In my humble opinion, copy-pasting solutions between multiple projects works quite well. It’s easy to integrate changes into own project and test it. Often people that haven’t built the original versions can spot bugs, create patches and notify the rest of the teams with the diffs that they may also like to use. That way moving forward is faster than dealing with the contribution to the shared libraries (which often involves discussions about who should be able to contribute to the library project, etc).
An additional reason for not creating shared libraries is that these are not so portable, at the end of the day. It may sound like that, in the JVM world, having jars is a completely portable solution, but that’s very likely not the case since library may have been compiled with a newer version of Java that the specific service that uses the library may use, or library itself may have transitive dependencies that may cause conflicts with versions already used in services, etc.
Also, investing in them is not portable to the other languages that may exist in the system.

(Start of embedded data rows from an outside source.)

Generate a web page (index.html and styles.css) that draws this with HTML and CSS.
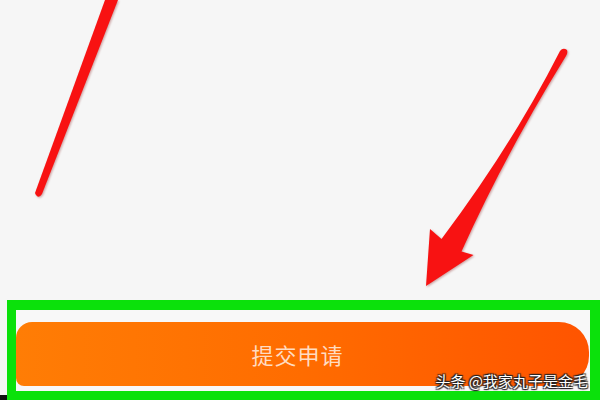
FILE: index.html
```
<!DOCTYPE html>
<html lang="zh-CN">
<head>
    <meta charset="UTF-8">
    <meta name="viewport" content="width=device-width, initial-scale=1.0">
    <title>提交申请</title>
    <link rel="stylesheet" href="styles.css">
</head>
<body>
    <div id="page">
        <div class="canvas"></div>
        <div class="footer">
            <div class="edge"></div>
            <div class="frame">
                <button class="submit">提交申请</button>
                <span class="watermark">头条 @我家丸子是金毛</span>
            </div>
        </div>

        <!-- red annotation strokes drawn over the screenshot -->
        <svg class="marks" width="600" height="400" viewBox="0 0 600 400">
            <path d="M105,0 L118,0 L42,194 Q38,200 35,193 Z" />
            <path d="M560,51 Q563,47 567,50 Q568,53 566,56
                     Q505.5,153.75 461.5,251.5
                     L473.5,255 L426,286 L430,229 L441.5,239
                     Q512.25,145 560,51 Z" />
        </svg>
    </div>
</body>
</html>
```

FILE: styles.css
```
body {
    margin: 0;
    background-color: #f6f6f6;
    font-family: 'Noto Sans CJK SC', 'Noto Sans', sans-serif;
}

#page {
    position: relative;
    width: 600px;
    height: 400px;
    display: flex;
    flex-direction: column;
    overflow: hidden;
}

.canvas {
    flex: 1;
}

.footer {
    display: flex;
    align-items: flex-end;
}

.edge {
    width: 7px;
    height: 5px;
    background-color: #111;
}

.frame {
    position: relative;
    flex: 1;
    border: 9px solid #0be10b;
    border-top-width: 10px;
    border-right-width: 10px;
    padding: 12px 1px 5px 0;
    background-color: #f8f8f8;
}

.submit {
    display: block;
    width: 100%;
    height: 64px;
    border: none;
    border-radius: 16px 30px 30px 8px;
    background: linear-gradient(90deg, #ff7d05, #ff6c00 50%, #ff5400);
    color: #ffdcc2;
    font-family: inherit;
    font-size: 22px;
    letter-spacing: 1px;
    padding: 0 10px 0 0;
}

.watermark {
    position: absolute;
    right: 2px;
    bottom: 0;
    font-size: 15px;
    line-height: 20px;
    color: #fff;
    text-shadow: 1px 1px 1px #222, -1px -1px 1px #222, 1px -1px 1px #222, -1px 1px 1px #222;
}

.marks {
    position: absolute;
    left: 0;
    top: 0;
    pointer-events: none;
    fill: #f81212;
    filter: drop-shadow(1px 1px 1px rgba(120, 0, 0, 0.35));
}
```
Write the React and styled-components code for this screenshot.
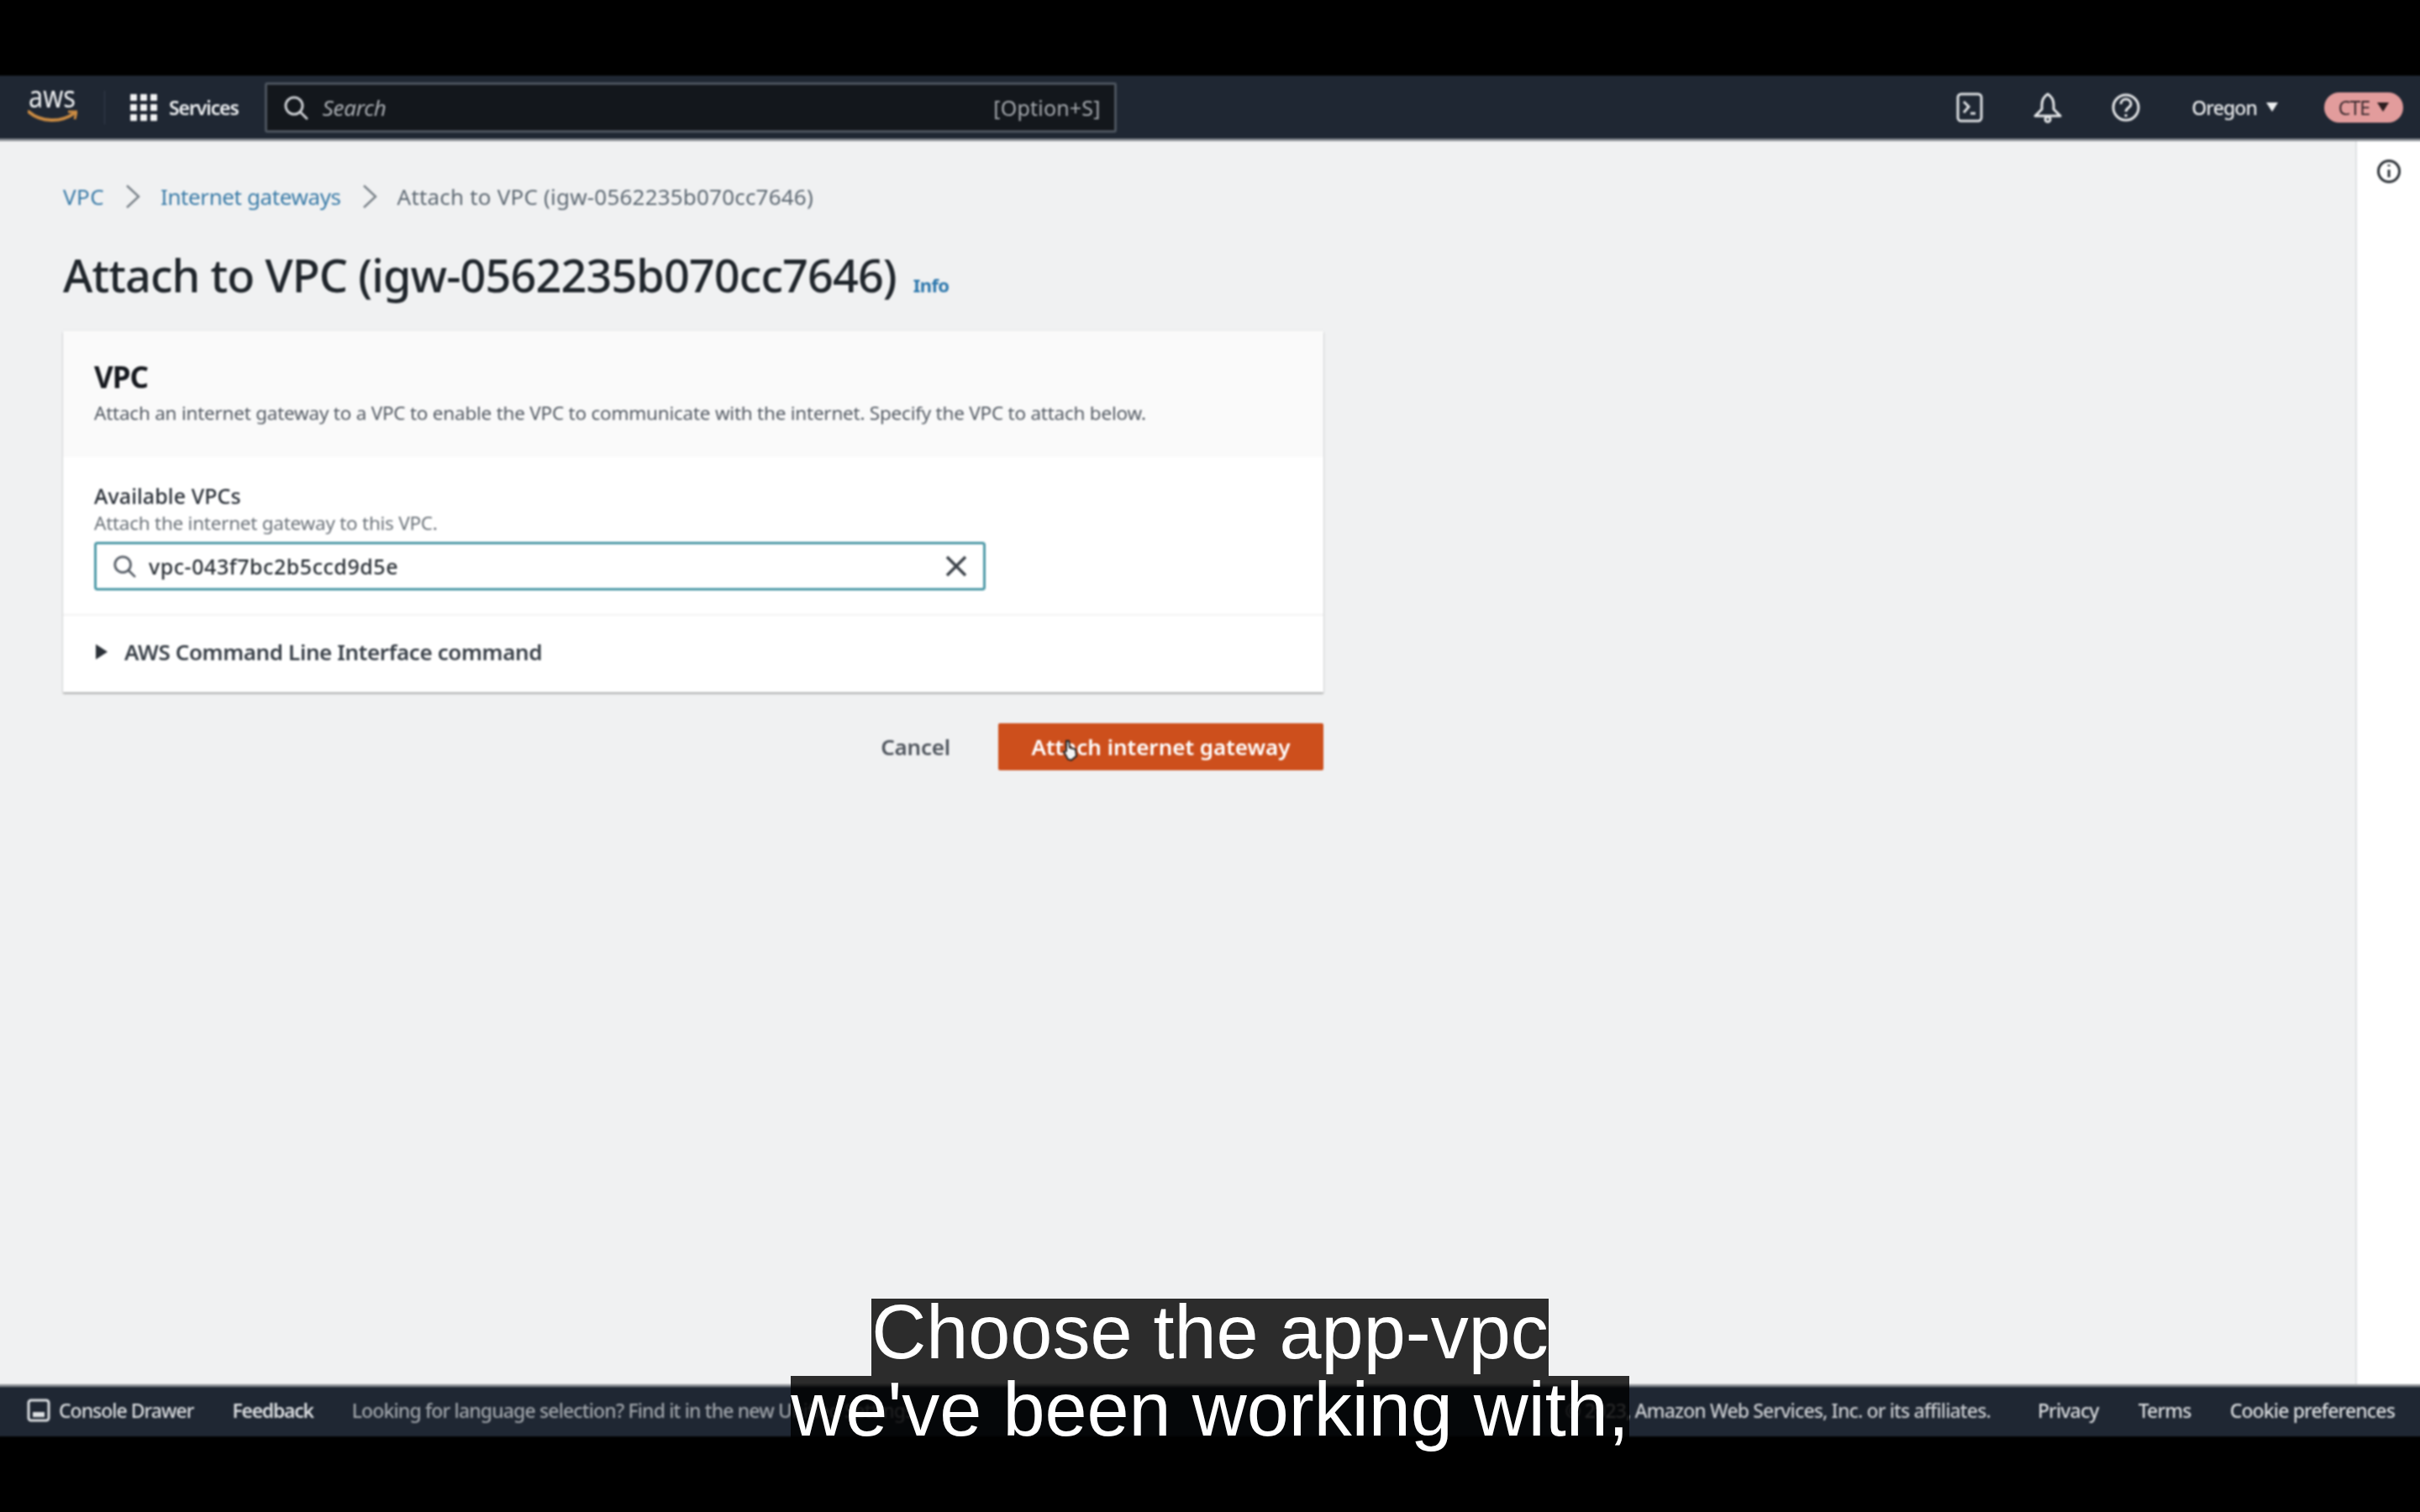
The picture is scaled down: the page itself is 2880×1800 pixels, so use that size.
import React from 'react';
import styled, { createGlobalStyle } from 'styled-components';

const GlobalStyle = createGlobalStyle`
  html, body {
    margin: 0;
    background: #000;
  }
  * {
    box-sizing: border-box;
  }
`;

const Screen = styled.div`
  position: relative;
  width: 2880px;
  height: 1800px;
  padding: 90px 0;
  background: #000;
  overflow: hidden;
  font-family: "Noto Sans", "Open Sans", sans-serif;
`;

/* runs 4px past the screen on each side so the blur doesn't darken the edges */
const Console = styled.div`
  height: 1620px;
  margin: 0 -4px;
  display: flex;
  flex-direction: column;
  background: #f0f1f2;
  filter: blur(0.9px);
`;

const NavBar = styled.header`
  height: 78px;
  flex: none;
  display: flex;
  align-items: center;
  background: #1f2733;
  border-bottom: 3px solid #8b8f94;
  padding: 0 24px 0 37px;
  color: #e4e6e8;
`;

const LogoWrap = styled.div`
  width: 59px;
  height: 85px;
  flex: none;
`;

const NavDivider = styled.span`
  width: 1px;
  height: 40px;
  flex: none;
  background: #333d4a;
  margin: ${p => p.$margin || '0'};
`;

const ServicesLabel = styled.span`
  font-size: 23px;
  font-weight: 600;
  letter-spacing: -1.1px;
  margin: 0 31px 0 14px;
  color: #eceef0;
`;

const SearchBox = styled.div`
  width: 1014px;
  height: 60px;
  flex: none;
  display: flex;
  align-items: center;
  padding: 0 16px 0 19px;
  background: #13171c;
  border: 3px solid #4b535d;
  border-radius: 3px;
`;

const SearchText = styled.span`
  flex: 1;
  margin-left: 17px;
  font-size: 26px;
  font-style: italic;
  color: #a9adb2;
  letter-spacing: -0.3px;
`;

const ShortcutText = styled.span`
  font-size: 25px;
  color: #a5a9ae;
  letter-spacing: 0.2px;
`;

const NavRight = styled.div`
  margin-left: auto;
  display: flex;
  align-items: center;
`;

const NavIcon = styled.span`
  width: 93px;
  display: flex;
  justify-content: center;
  align-items: center;
`;

const RegionLabel = styled.span`
  font-size: 23px;
  font-weight: 500;
  letter-spacing: -0.9px;
  color: #e7e9eb;
  margin-left: 32px;
`;

const Caret = styled.span`
  width: 0;
  height: 0;
  border-left: 7px solid transparent;
  border-right: 7px solid transparent;
  border-top: 11px solid ${p => p.$color || '#eceef0'};
  margin-left: ${p => p.$gap || 13}px;
`;

const AccountPill = styled.span`
  width: 94px;
  height: 36px;
  margin-left: 55px;
  border-radius: 18px;
  background: #e29c9c;
  display: flex;
  align-items: center;
  justify-content: center;
  font-size: 23px;
  color: #3a2a2e;
  letter-spacing: -0.8px;
`;

const Main = styled.div`
  flex: 1;
  min-height: 0;
  display: flex;
`;

const Content = styled.main`
  flex: 1;
  padding: 44px 0 0 79px;
`;

const Breadcrumbs = styled.nav`
  height: 44px;
  display: flex;
  align-items: center;
  font-size: 26px;
`;

const Crumb = styled.span`
  letter-spacing: ${p => p.$spacing}px;
  color: ${p => (p.$current ? '#5f6a74' : '#3b7ca8')};
`;

const CrumbSep = styled.span`
  display: flex;
  margin: 0 24px 0 25px;
`;

const TitleRow = styled.div`
  display: flex;
  align-items: baseline;
  margin-top: 32px;
  height: 78px;
`;

const Title = styled.h1`
  margin: 0;
  font-size: 54px;
  line-height: 78px;
  font-weight: 500;
  letter-spacing: -0.92px;
  color: #20262c;
`;

const InfoLink = styled.span`
  margin-left: 20px;
  font-size: 22px;
  font-weight: 700;
  letter-spacing: -0.6px;
  color: #2e78ad;
`;

const Card = styled.section`
  width: 1500px;
  margin-top: 28px;
  background: #fff;
  box-shadow: 0 2px 2px rgba(0, 0, 0, 0.28), 0 0 2px rgba(0, 0, 0, 0.08);
`;

const CardHeader = styled.div`
  height: 150px;
  padding: 32px 37px 0;
  background: #fafafa;
`;

const CardTitle = styled.h2`
  margin: 0;
  font-size: 35px;
  line-height: 46px;
  font-weight: 700;
  letter-spacing: -1px;
  color: #16191f;
`;

const CardDescription = styled.p`
  margin: 4px 0 0;
  font-size: 22.5px;
  line-height: 32px;
  letter-spacing: -0.23px;
  color: #545b64;
`;

const CardBody = styled.div`
  height: 189px;
  padding: 28px 37px 0;
  border-bottom: 2px solid #f3f3f3;
`;

const FieldLabel = styled.label`
  display: block;
  font-size: 25px;
  line-height: 36px;
  font-weight: 500;
  letter-spacing: 0.1px;
  color: #2a3038;
`;

const FieldHint = styled.div`
  font-size: 22.5px;
  line-height: 30px;
  letter-spacing: -0.25px;
  color: #6c737a;
`;

const SelectInput = styled.div`
  width: 1061px;
  height: 58px;
  margin-top: 7px;
  display: flex;
  align-items: center;
  padding: 0 19px 0 19px;
  background: #fff;
  border: 3px solid #4f9aa8;
  border-radius: 4px;
`;

const SelectValue = styled.span`
  flex: 1;
  margin-left: 15px;
  font-size: 25px;
  font-weight: 500;
  letter-spacing: 0.55px;
  color: #2c3238;
`;

const ExpandRow = styled.div`
  height: 91px;
  display: flex;
  align-items: center;
  padding: 0 0 5px 39px;
`;

const ExpandCaret = styled.span`
  width: 0;
  height: 0;
  border-top: 9px solid transparent;
  border-bottom: 9px solid transparent;
  border-left: 14px solid #2b3138;
`;

const ExpandLabel = styled.span`
  margin-left: 20px;
  font-size: 26px;
  font-weight: 600;
  letter-spacing: -0.38px;
  color: #3a4149;
`;

const Actions = styled.div`
  width: 1500px;
  margin-top: 37px;
  display: flex;
  justify-content: flex-end;
  align-items: center;
`;

const CancelButton = styled.button`
  border: 0;
  padding: 0;
  background: none;
  font-family: inherit;
  font-size: 26px;
  font-weight: 600;
  letter-spacing: -0.2px;
  color: #50565e;
  margin-right: 57px;
`;

const PrimaryButton = styled.button`
  position: relative;
  width: 387px;
  height: 56px;
  border: 0;
  border-radius: 2px;
  background: #cd4f1c;
  font-family: inherit;
  font-size: 26px;
  font-weight: 600;
  letter-spacing: 0;
  color: #fff;
`;

const Cursor = styled.svg`
  position: absolute;
  left: 75px;
  top: 19px;
`;

const SidePanel = styled.aside`
  width: 81px;
  flex: none;
  display: flex;
  justify-content: center;
  padding: 20px 4px 0 0;
  background: #fff;
  border-left: 2px solid #dfe1e3;
`;

const Footer = styled.footer`
  height: 62px;
  flex: none;
  display: flex;
  align-items: center;
  padding: 0 34px 3px 36px;
  background: #1f2733;
  border-top: 3px solid #8b8f94;
  font-size: 23px;
  color: #d8dbde;
  white-space: nowrap;
`;

const FooterItem = styled.span`
  margin-left: ${p => p.$gap || 0}px;
  font-weight: ${p => p.$weight || 500};
  letter-spacing: ${p => p.$spacing ?? -0.85}px;
  color: ${p => p.$color || '#d8dbde'};
`;

const FooterRight = styled.div`
  margin-left: auto;
  display: flex;
  align-items: center;
`;

const Captions = styled.div`
  position: absolute;
  left: 0;
  right: 0;
  top: 1546px;
  display: flex;
  flex-direction: column;
  align-items: center;
  font-family: "Liberation Sans", Arial, sans-serif;
  font-size: 90px;
  line-height: 80px;
  color: #fff;
`;

const CaptionLine = styled.span`
  height: 92px;
  background: rgba(0, 0, 0, 0.82);
  white-space: nowrap;
`;

const AwsLogo = () => (
  <LogoWrap>
    <svg width="59" height="85" viewBox="0 0 59 85">
      <text x="1" y="43" fontFamily="Noto Sans, sans-serif" fontSize="36" fill="#eceef0" textLength="56" lengthAdjust="spacingAndGlyphs">aws</text>
      <path d="M1 48 C16 61 40 61 55 50" fill="none" stroke="#c98a42" strokeWidth="4" strokeLinecap="round" />
      <path d="M48 48 L58 48 L56 57" fill="none" stroke="#c98a42" strokeWidth="3" />
    </svg>
  </LogoWrap>
);

const GridIcon = () => (
  <svg width="32" height="32" viewBox="0 0 32 32" fill="#f0f1f2">
    {[0, 12, 24].map(y =>
      [0, 12, 24].map(x => <rect key={`${x}-${y}`} x={x} y={y} width="8" height="8" rx="1" />)
    )}
  </svg>
);

const SearchIcon = ({ size = 30, color = '#c9ccd0' }) => (
  <svg width={size} height={size} viewBox="0 0 30 30" fill="none" stroke={color} strokeWidth="3">
    <circle cx="13" cy="13" r="10" />
    <path d="M20 20 L28 28" strokeLinecap="round" />
  </svg>
);

const TerminalIcon = () => (
  <svg width="32" height="36" viewBox="0 0 32 36" fill="none" stroke="#dcdfe2" strokeWidth="3">
    <rect x="2" y="2" width="28" height="32" rx="4" />
    <path d="M9 11 L15 17 L9 24" />
    <path d="M17 25 L23 25" />
  </svg>
);

const BellIcon = () => (
  <svg width="34" height="38" viewBox="0 0 34 38" fill="none" stroke="#e4e6e8" strokeWidth="3" strokeLinejoin="round">
    <path d="M17 3 C12 6 10 11 10 16 L10 21 L2 29 L32 29 L24 21 L24 16 C24 11 22 6 17 3 Z" />
    <circle cx="17" cy="33" r="3" />
  </svg>
);

const HelpIcon = () => (
  <svg width="36" height="36" viewBox="0 0 36 36" fill="none" stroke="#e4e6e8" strokeWidth="3">
    <circle cx="18" cy="18" r="15" />
    <path d="M12 14 C12 6 24 6 24 14 C24 18 18 18 18 23" />
    <path d="M18 26 L18 29" />
  </svg>
);

const InfoIcon = () => (
  <svg width="30" height="32" viewBox="0 0 30 32" fill="none" stroke="#2b3036" strokeWidth="3">
    <circle cx="15" cy="16" r="12.5" />
    <path d="M15 8 L15 10" />
    <path d="M15 14 L15 23" />
  </svg>
);

const ChevronIcon = () => (
  <svg width="18" height="30" viewBox="0 0 18 30" fill="none" stroke="#7c848b" strokeWidth="2.5">
    <path d="M2 2 L16 15 L2 28" />
  </svg>
);

const ClearIcon = () => (
  <svg width="26" height="26" viewBox="0 0 26 26" fill="none" stroke="#3d434a" strokeWidth="3.5">
    <path d="M2 2 L24 24 M24 2 L2 24" />
  </svg>
);

const DrawerIcon = () => (
  <svg width="28" height="28" viewBox="0 0 28 28" fill="none">
    <rect x="2" y="2" width="24" height="24" rx="3" stroke="#dcdfe2" strokeWidth="3" />
    <rect x="7" y="16" width="14" height="6" fill="#dcdfe2" />
  </svg>
);

export default function App() {
  return (
    <>
      <GlobalStyle />
      <Screen>
        <Console>
          <NavBar>
            <AwsLogo />
            <NavDivider $margin="0 30px 0 32px" />
            <GridIcon />
            <ServicesLabel>Services</ServicesLabel>
            <SearchBox>
              <SearchIcon />
              <SearchText>Search</SearchText>
              <ShortcutText>[Option+S]</ShortcutText>
            </SearchBox>
            <NavRight>
              <NavIcon><TerminalIcon /></NavIcon>
              <NavIcon><BellIcon /></NavIcon>
              <NavIcon><HelpIcon /></NavIcon>
              <RegionLabel>Oregon</RegionLabel>
              <Caret $gap={11} />
              <AccountPill>
                CTE
                <Caret $color="#2c1e20" $gap={9} />
              </AccountPill>
            </NavRight>
          </NavBar>
          <Main>
            <Content>
              <Breadcrumbs>
                <Crumb $spacing={0.4}>VPC</Crumb>
                <CrumbSep><ChevronIcon /></CrumbSep>
                <Crumb $spacing={-0.4}>Internet gateways</Crumb>
                <CrumbSep><ChevronIcon /></CrumbSep>
                <Crumb $current $spacing={0.2}>Attach to VPC (igw-0562235b070cc7646)</Crumb>
              </Breadcrumbs>
              <TitleRow>
                <Title>Attach to VPC (igw-0562235b070cc7646)</Title>
                <InfoLink>Info</InfoLink>
              </TitleRow>
              <Card>
                <CardHeader>
                  <CardTitle>VPC</CardTitle>
                  <CardDescription>
                    Attach an internet gateway to a VPC to enable the VPC to communicate with the internet. Specify the VPC to attach below.
                  </CardDescription>
                </CardHeader>
                <CardBody>
                  <FieldLabel>Available VPCs</FieldLabel>
                  <FieldHint>Attach the internet gateway to this VPC.</FieldHint>
                  <SelectInput>
                    <SearchIcon size={28} color="#596069" />
                    <SelectValue>vpc-043f7bc2b5ccd9d5e</SelectValue>
                    <ClearIcon />
                  </SelectInput>
                </CardBody>
                <ExpandRow>
                  <ExpandCaret />
                  <ExpandLabel>AWS Command Line Interface command</ExpandLabel>
                </ExpandRow>
              </Card>
              <Actions>
                <CancelButton>Cancel</CancelButton>
                <PrimaryButton>
                  Attach internet gateway
                  <Cursor width="22" height="26" viewBox="0 0 22 26">
                    <path d="M6 2 L9 2 L10 10 L17 12 L18 20 L12 25 L8 24 L3 15 L6 14 Z" fill="#f4f4f4" stroke="#222" strokeWidth="2" />
                  </Cursor>
                </PrimaryButton>
              </Actions>
            </Content>
            <SidePanel>
              <div><InfoIcon /></div>
            </SidePanel>
          </Main>
          <Footer>
            <DrawerIcon />
            <FooterItem $gap={10} $spacing={-1}>Console Drawer</FooterItem>
            <FooterItem $gap={46} $weight={600} $spacing={-1.3}>Feedback</FooterItem>
            <FooterItem $gap={46} $color="#9ea3a9">Looking for language selection? Find it in the new Unified Settings</FooterItem>
            <FooterRight>
              <FooterItem $color="#c9ccd0">© 2023, Amazon Web Services, Inc. or its affiliates.</FooterItem>
              <FooterItem $gap={56}>Privacy</FooterItem>
              <FooterItem $gap={47}>Terms</FooterItem>
              <FooterItem $gap={46}>Cookie preferences</FooterItem>
            </FooterRight>
          </Footer>
        </Console>
        <Captions>
          <CaptionLine>Choose the app-vpc</CaptionLine>
          <CaptionLine>we've been working with,</CaptionLine>
        </Captions>
      </Screen>
    </>
  );
}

Knowing these limitations, it may seem clever to just document in detail the specification of what the library brings to the client applications, with the code samples from the existing apps. That way the authors of the same functionality for the other programming language just need to read the specification, and implement the solution and document it the same way for all the existing languages.
In the world of distributed software, and having multiple development teams, the strategy to avoid shared libraries may sound like a sane strategy to deal with various business requirements that affect of codebases of multiple teams.
Finding the right group of engineers to implement the initial solution and document it well is the most important step. After that, each development team needs to be able to understand the scope of the functionality and to be able to integrate the solution into its own services and eventually - to be able to contribute to any enhancements needed.
That was all for today! Hope you liked it!